Job:
Will you output all of the data below exactly, omitting the images?

Information provided:
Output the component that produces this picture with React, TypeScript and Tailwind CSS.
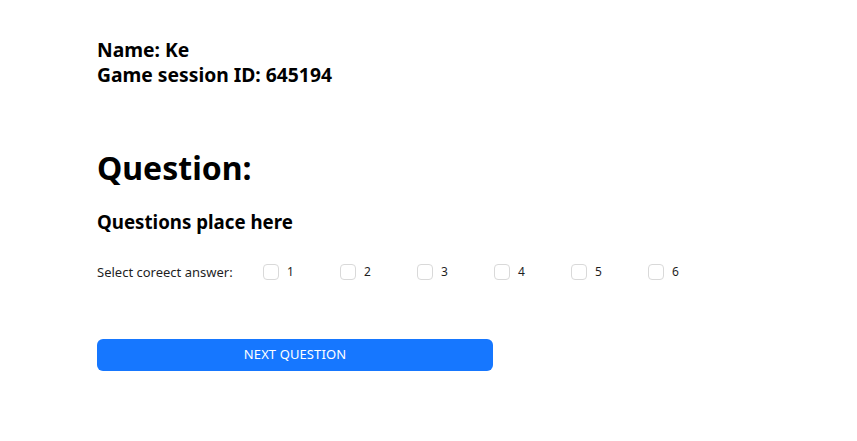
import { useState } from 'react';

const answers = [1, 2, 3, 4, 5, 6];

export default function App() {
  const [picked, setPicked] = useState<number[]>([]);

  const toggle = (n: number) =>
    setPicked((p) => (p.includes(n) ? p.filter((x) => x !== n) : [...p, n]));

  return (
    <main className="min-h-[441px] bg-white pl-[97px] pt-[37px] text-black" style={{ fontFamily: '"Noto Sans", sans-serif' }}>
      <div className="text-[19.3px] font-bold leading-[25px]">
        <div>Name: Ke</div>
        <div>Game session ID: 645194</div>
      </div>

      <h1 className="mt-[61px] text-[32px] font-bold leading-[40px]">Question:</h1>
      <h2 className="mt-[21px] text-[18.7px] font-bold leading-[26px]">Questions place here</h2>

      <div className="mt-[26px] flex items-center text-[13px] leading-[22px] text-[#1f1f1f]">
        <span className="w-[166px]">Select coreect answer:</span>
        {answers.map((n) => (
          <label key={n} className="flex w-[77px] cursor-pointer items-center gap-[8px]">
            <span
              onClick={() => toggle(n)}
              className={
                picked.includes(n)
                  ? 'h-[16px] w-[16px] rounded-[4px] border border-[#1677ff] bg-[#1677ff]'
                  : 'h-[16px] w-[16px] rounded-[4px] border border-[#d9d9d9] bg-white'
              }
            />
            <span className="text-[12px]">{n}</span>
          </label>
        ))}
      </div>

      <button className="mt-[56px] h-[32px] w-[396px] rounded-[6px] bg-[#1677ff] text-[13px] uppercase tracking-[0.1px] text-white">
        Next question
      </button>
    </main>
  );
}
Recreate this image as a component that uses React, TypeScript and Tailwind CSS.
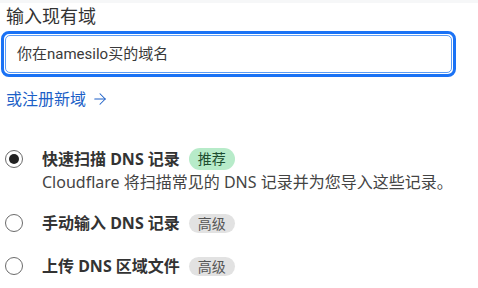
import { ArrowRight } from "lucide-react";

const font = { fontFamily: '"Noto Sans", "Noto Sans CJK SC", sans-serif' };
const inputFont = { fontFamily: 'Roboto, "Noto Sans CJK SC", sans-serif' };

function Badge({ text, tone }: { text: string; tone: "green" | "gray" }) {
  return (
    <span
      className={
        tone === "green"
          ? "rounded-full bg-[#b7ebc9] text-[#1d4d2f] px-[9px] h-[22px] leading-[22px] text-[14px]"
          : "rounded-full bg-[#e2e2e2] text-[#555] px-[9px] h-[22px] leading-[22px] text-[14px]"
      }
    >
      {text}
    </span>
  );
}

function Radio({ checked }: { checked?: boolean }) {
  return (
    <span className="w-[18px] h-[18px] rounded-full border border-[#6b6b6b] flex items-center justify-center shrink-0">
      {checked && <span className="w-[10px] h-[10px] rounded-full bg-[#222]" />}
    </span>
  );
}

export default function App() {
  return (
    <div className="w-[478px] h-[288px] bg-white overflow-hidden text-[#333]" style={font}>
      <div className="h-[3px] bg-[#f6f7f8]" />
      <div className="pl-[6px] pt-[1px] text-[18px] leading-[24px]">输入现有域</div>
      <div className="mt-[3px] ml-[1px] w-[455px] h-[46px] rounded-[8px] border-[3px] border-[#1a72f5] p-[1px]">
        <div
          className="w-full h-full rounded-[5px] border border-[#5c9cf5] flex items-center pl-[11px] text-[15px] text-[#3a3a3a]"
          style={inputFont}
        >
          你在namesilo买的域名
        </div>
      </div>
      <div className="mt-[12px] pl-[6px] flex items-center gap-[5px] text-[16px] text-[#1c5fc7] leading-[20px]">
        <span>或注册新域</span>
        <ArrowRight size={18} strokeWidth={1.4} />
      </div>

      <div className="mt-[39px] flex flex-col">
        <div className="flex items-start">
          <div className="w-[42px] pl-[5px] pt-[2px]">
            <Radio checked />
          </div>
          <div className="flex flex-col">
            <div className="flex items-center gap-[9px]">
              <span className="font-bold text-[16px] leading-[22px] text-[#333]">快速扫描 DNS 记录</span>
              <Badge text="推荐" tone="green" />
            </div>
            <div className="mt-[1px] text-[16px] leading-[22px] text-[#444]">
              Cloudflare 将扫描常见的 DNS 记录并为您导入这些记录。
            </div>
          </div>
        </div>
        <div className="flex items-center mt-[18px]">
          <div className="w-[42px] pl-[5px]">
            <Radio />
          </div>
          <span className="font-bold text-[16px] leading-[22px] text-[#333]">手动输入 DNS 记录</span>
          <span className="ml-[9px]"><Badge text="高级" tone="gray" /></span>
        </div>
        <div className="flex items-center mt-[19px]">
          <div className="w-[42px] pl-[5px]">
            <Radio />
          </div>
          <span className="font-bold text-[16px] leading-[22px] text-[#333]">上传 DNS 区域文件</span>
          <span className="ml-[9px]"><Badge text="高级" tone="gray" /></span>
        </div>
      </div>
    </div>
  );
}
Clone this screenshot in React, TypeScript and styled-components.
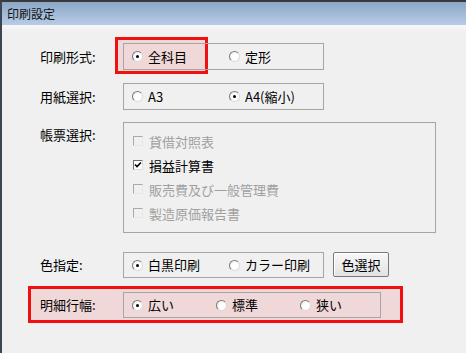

Exercise result:
Output the component that produces this picture with React, TypeScript and Tailwind CSS.
import { useState } from 'react';

const answers = [1, 2, 3, 4, 5, 6];

export default function App() {
  const [picked, setPicked] = useState<number[]>([]);

  const toggle = (n: number) =>
    setPicked((p) => (p.includes(n) ? p.filter((x) => x !== n) : [...p, n]));

  return (
    <main className="min-h-[441px] bg-white pl-[97px] pt-[37px] text-black" style={{ fontFamily: '"Noto Sans", sans-serif' }}>
      <div className="text-[19.3px] font-bold leading-[25px]">
        <div>Name: Ke</div>
        <div>Game session ID: 645194</div>
      </div>

      <h1 className="mt-[61px] text-[32px] font-bold leading-[40px]">Question:</h1>
      <h2 className="mt-[21px] text-[18.7px] font-bold leading-[26px]">Questions place here</h2>

      <div className="mt-[26px] flex items-center text-[13px] leading-[22px] text-[#1f1f1f]">
        <span className="w-[166px]">Select coreect answer:</span>
        {answers.map((n) => (
          <label key={n} className="flex w-[77px] cursor-pointer items-center gap-[8px]">
            <span
              onClick={() => toggle(n)}
              className={
                picked.includes(n)
                  ? 'h-[16px] w-[16px] rounded-[4px] border border-[#1677ff] bg-[#1677ff]'
                  : 'h-[16px] w-[16px] rounded-[4px] border border-[#d9d9d9] bg-white'
              }
            />
            <span className="text-[12px]">{n}</span>
          </label>
        ))}
      </div>

      <button className="mt-[56px] h-[32px] w-[396px] rounded-[6px] bg-[#1677ff] text-[13px] uppercase tracking-[0.1px] text-white">
        Next question
      </button>
    </main>
  );
}
Recreate this image as a component that uses React, TypeScript and Tailwind CSS.
import { ArrowRight } from "lucide-react";

const font = { fontFamily: '"Noto Sans", "Noto Sans CJK SC", sans-serif' };
const inputFont = { fontFamily: 'Roboto, "Noto Sans CJK SC", sans-serif' };

function Badge({ text, tone }: { text: string; tone: "green" | "gray" }) {
  return (
    <span
      className={
        tone === "green"
          ? "rounded-full bg-[#b7ebc9] text-[#1d4d2f] px-[9px] h-[22px] leading-[22px] text-[14px]"
          : "rounded-full bg-[#e2e2e2] text-[#555] px-[9px] h-[22px] leading-[22px] text-[14px]"
      }
    >
      {text}
    </span>
  );
}

function Radio({ checked }: { checked?: boolean }) {
  return (
    <span className="w-[18px] h-[18px] rounded-full border border-[#6b6b6b] flex items-center justify-center shrink-0">
      {checked && <span className="w-[10px] h-[10px] rounded-full bg-[#222]" />}
    </span>
  );
}

export default function App() {
  return (
    <div className="w-[478px] h-[288px] bg-white overflow-hidden text-[#333]" style={font}>
      <div className="h-[3px] bg-[#f6f7f8]" />
      <div className="pl-[6px] pt-[1px] text-[18px] leading-[24px]">输入现有域</div>
      <div className="mt-[3px] ml-[1px] w-[455px] h-[46px] rounded-[8px] border-[3px] border-[#1a72f5] p-[1px]">
        <div
          className="w-full h-full rounded-[5px] border border-[#5c9cf5] flex items-center pl-[11px] text-[15px] text-[#3a3a3a]"
          style={inputFont}
        >
          你在namesilo买的域名
        </div>
      </div>
      <div className="mt-[12px] pl-[6px] flex items-center gap-[5px] text-[16px] text-[#1c5fc7] leading-[20px]">
        <span>或注册新域</span>
        <ArrowRight size={18} strokeWidth={1.4} />
      </div>

      <div className="mt-[39px] flex flex-col">
        <div className="flex items-start">
          <div className="w-[42px] pl-[5px] pt-[2px]">
            <Radio checked />
          </div>
          <div className="flex flex-col">
            <div className="flex items-center gap-[9px]">
              <span className="font-bold text-[16px] leading-[22px] text-[#333]">快速扫描 DNS 记录</span>
              <Badge text="推荐" tone="green" />
            </div>
            <div className="mt-[1px] text-[16px] leading-[22px] text-[#444]">
              Cloudflare 将扫描常见的 DNS 记录并为您导入这些记录。
            </div>
          </div>
        </div>
        <div className="flex items-center mt-[18px]">
          <div className="w-[42px] pl-[5px]">
            <Radio />
          </div>
          <span className="font-bold text-[16px] leading-[22px] text-[#333]">手动输入 DNS 记录</span>
          <span className="ml-[9px]"><Badge text="高级" tone="gray" /></span>
        </div>
        <div className="flex items-center mt-[19px]">
          <div className="w-[42px] pl-[5px]">
            <Radio />
          </div>
          <span className="font-bold text-[16px] leading-[22px] text-[#333]">上传 DNS 区域文件</span>
          <span className="ml-[9px]"><Badge text="高级" tone="gray" /></span>
        </div>
      </div>
    </div>
  );
}
Clone this screenshot in React, TypeScript and styled-components.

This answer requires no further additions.